When Vespasian’s younger son was murdered in ad 96 this upstart house came to an end. Its successor was an elderly senator, Nerva. He solved the problem of succession by breaking with attempts to ensure natural dynastic continuity. Instead, he institutionalized the practice of adoption to which Augustus had been driven. The result was a succession of four emperors, Trajan, Hadrian, Antoninus Pius and Marcus Aurelius, who gave the empire a century of good government; it has been named (after the third of them) the age of the Antonines. All of them came of families with provincial roots; they were evidence of the degree to which the empire was a cosmopolitan reality, the framework of the post-Hellenistic world of the West, and not merely the property of the Italian-born. Adoption made it easier to find candidates upon whom army, provinces and Senate could agree, but this golden age came to an end with a reversion to the hereditary principle, the succession of Commodus, son of Marcus Aurelius. He was murdered in ad 192, and there appeared to be a repetition of ad 69 when, in the following year, there were again four emperors, each acclaimed by his own army. The Illyrian army prevailed in the end, imposing an African general. Other and later emperors were to be the nominees of soldiers too; bad times lay ahead.

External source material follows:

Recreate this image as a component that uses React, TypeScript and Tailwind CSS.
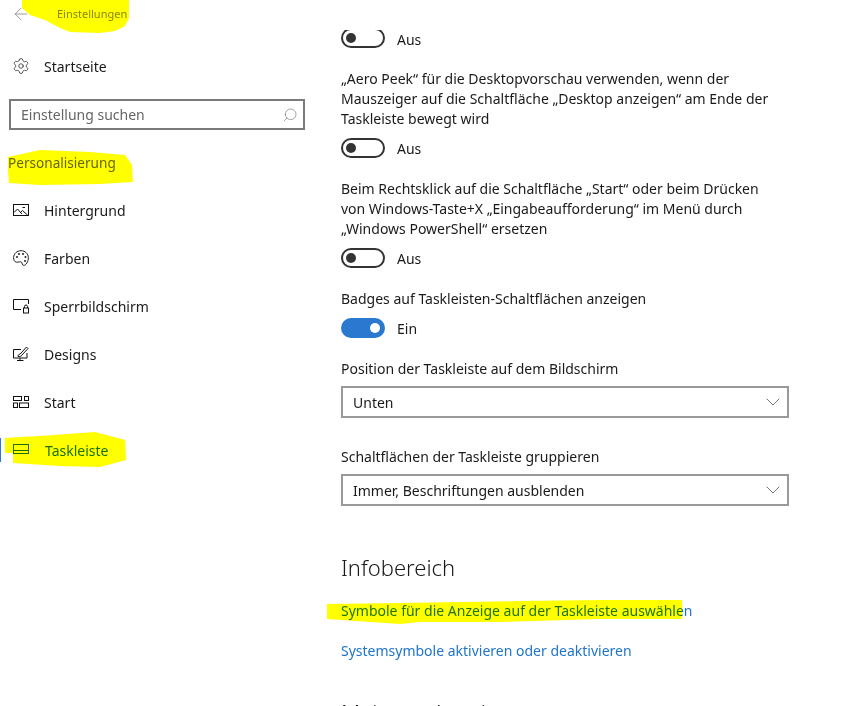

By this time, the emperors ruled a far larger area than had Augustus. In the north Julius Caesar had carried out reconnaissances into Britain and Germany, but had left Gaul with the Channel and the Rhine as its frontiers. Augustus pressed into Germany, and also up to the Danube from the south. The Danube eventually became the frontier of the empire, but incursions beyond the Rhine were less successful and the frontier was not stabilized on the Elbe as Augustus had hoped. Instead, a grave shock had been given to Roman confidence in ad 9 when the Teutonic tribes led by Arminius (in whom later Germans were to see a national hero) destroyed three legions. The ground was never recovered, nor the legions, for their numbers were thought so ill-omened that they never again appear in the army lists. Eight remained stationed along the Rhine, the most strongly held part of the frontier because of the dangers which lay beyond it.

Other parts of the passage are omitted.